Adrián Deccico
Adrián Deccico

Reputation: 4995

How can I simulate svnversion command in git?

From svnversion documentation:

[adrdec@opsynxvm0081 common_cpp]$ svnversion --help
usage: svnversion [OPTIONS] [WC_PATH [TRAIL_URL]]

Produce a compact 'version number' for the working copy path
WC_PATH. For example:

$ svnversion . /repos/svn/trunk
4168

The version number will be a single number if the working copy is single revision, unmodified, not switched and with an URL that matches the TRAIL_URL argument. If the working copy is unusual the version number will be more complex:

   4123:4168     mixed revision working copy
   4168M         modified working copy
   4123S         switched working copy
   4123P         partial working copy, from a sparse checkout
   4123:4168MS   mixed revision, modified, switched working copy

Upvotes: 1

Views: 1228

Answers (2)

Adrián Deccico
Adrián Deccico

Reputation: 4995

This solution detects changes in the working directory like svnversion does.
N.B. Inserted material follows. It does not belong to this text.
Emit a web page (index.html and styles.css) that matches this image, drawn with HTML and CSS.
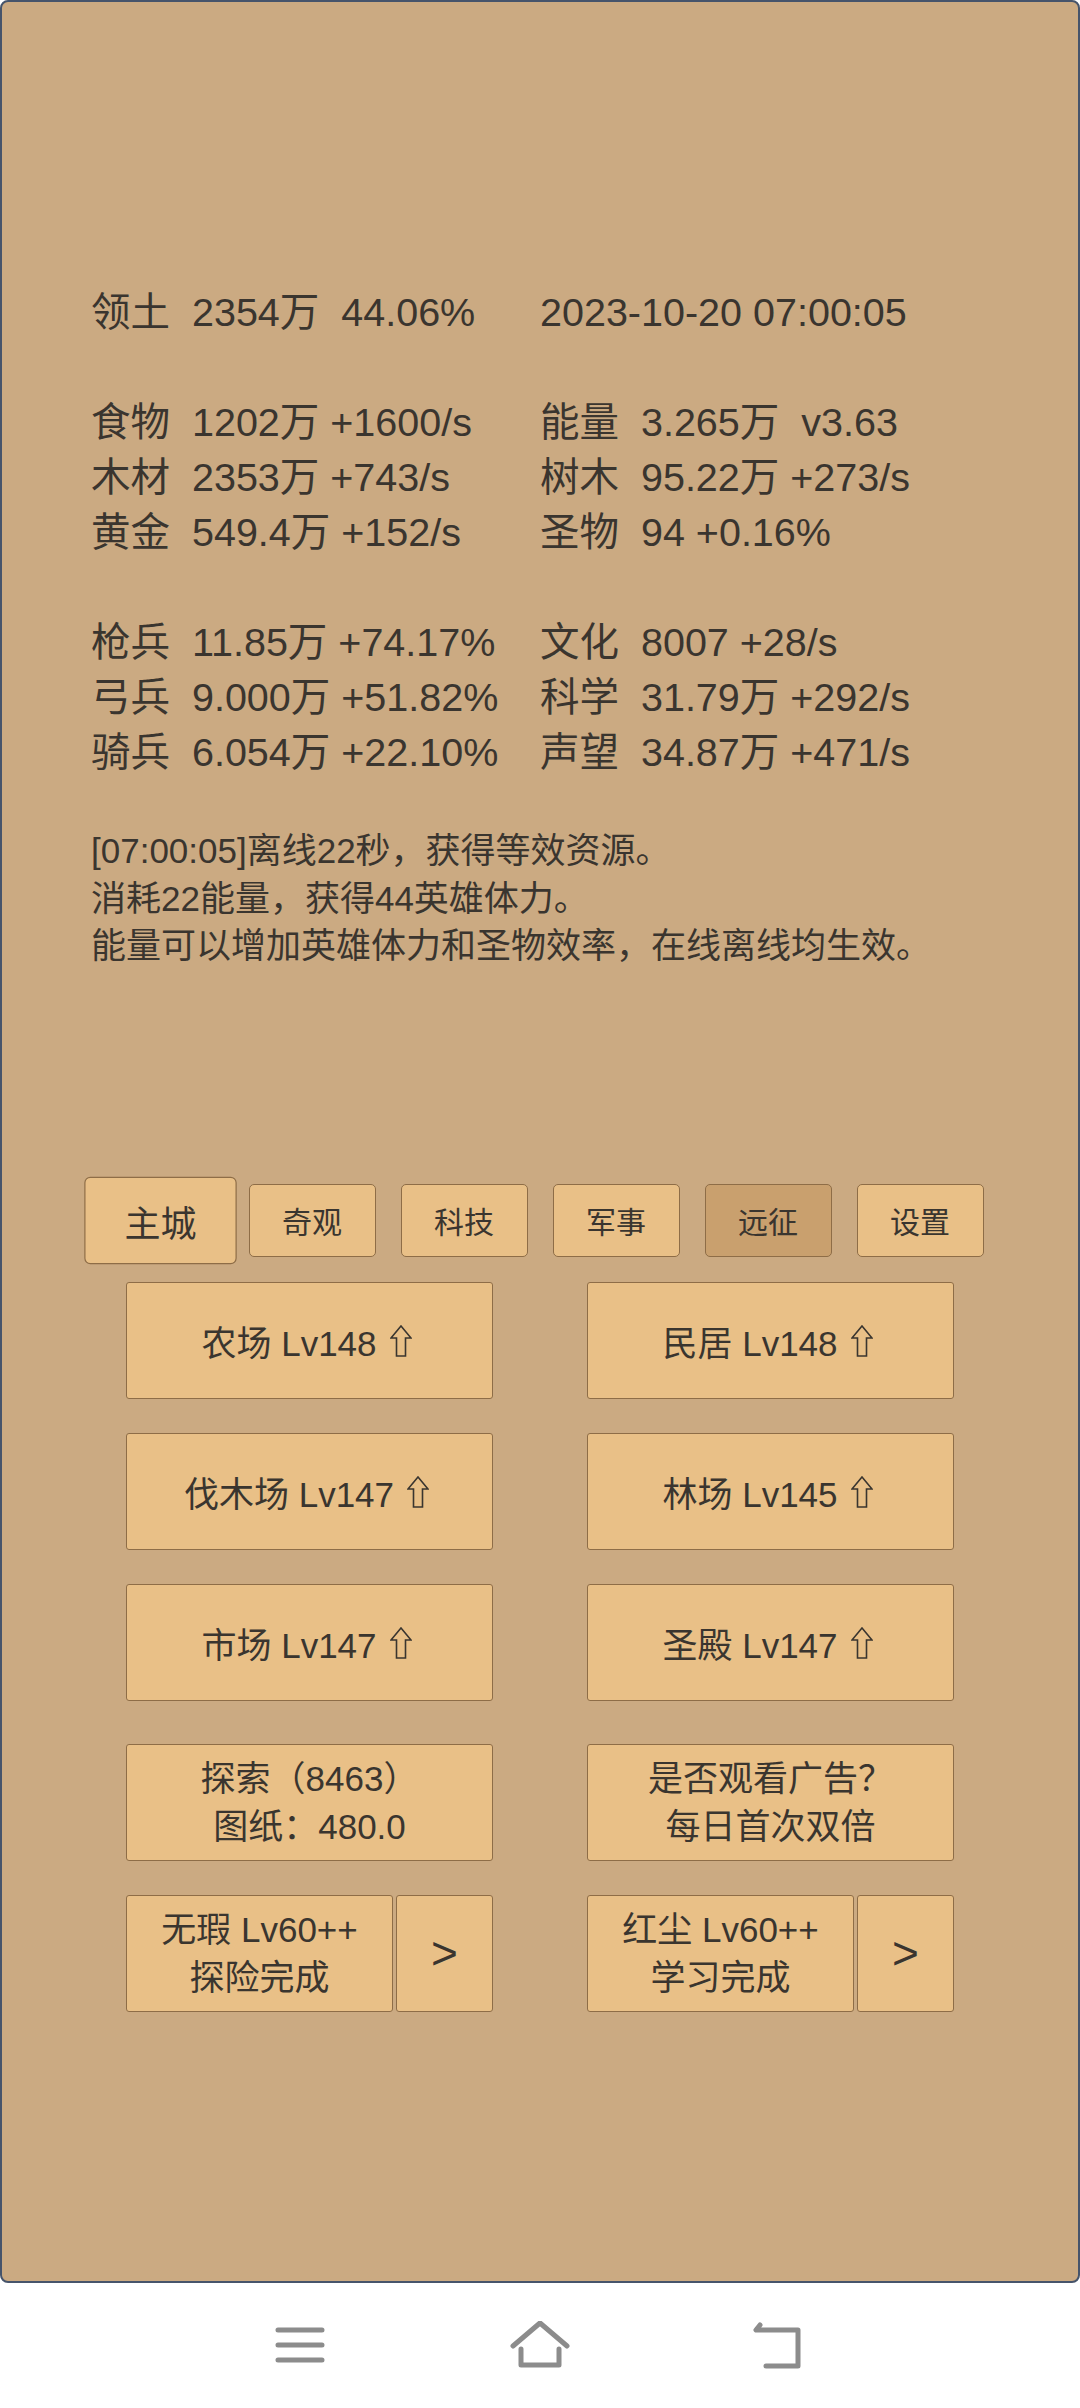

    def get_version(self, path):
            curdir = self.get_cur_dir()
            os.chdir(path)
            version = self.execute_command("git log --pretty=format:%H -n1")[self.OUT].strip()  #get the last revision and it's comment
            status = self.execute_command("git status")[self.OUT].strip()  #get the status of the working copy
            if "modified" in status or "added" in status or "deleted" in status:
                    version += self.modified
            os.chdir(curdir)
            return version


    def execute_command(self, cmd_list):
            proc = subprocess.Popen(cmd_list, stdout=subprocess.PIPE, shell=True)
            (out, err) = proc.communicate()
            rc = proc.returncode
            return rc, out, err   

Upvotes: 3

Kyle Lacy
Kyle Lacy

Reputation: 2278

I'm not super familar with SVN, but from what I can tell, SVN identifies revisions in the form of simple numbers: 1, 2, 3... Git doesn't translate so well, since it uses SSH hashes to identify revisions (known as 'commits' in the Git world). However, getting this is still pretty simple using git log:

git log --pretty="format:%h" -n1 HEAD

This prints the currently checked-out commit in the repo (which is what HEAD is). Alternatively, you can replace HEAD in the command with master (or any other branch, for that matter) to get the last commit of that branch, rather than the one that represents your working directory. Additionally, if you need the full SHA1, replace %h above with %H. You can also read the git-log manpage for more about --pretty formats.

Additionally, you could add an alias in .gitconfig to do this anywhere. Add the following lines to ~/.gitconfig (leave off [alias] if your .gitconfig already has that section, however):

[alias]
    rev = "git log --pretty='format:%h'"

Now, any time you're in a Git repo and you want to see the current revision, just type git rev.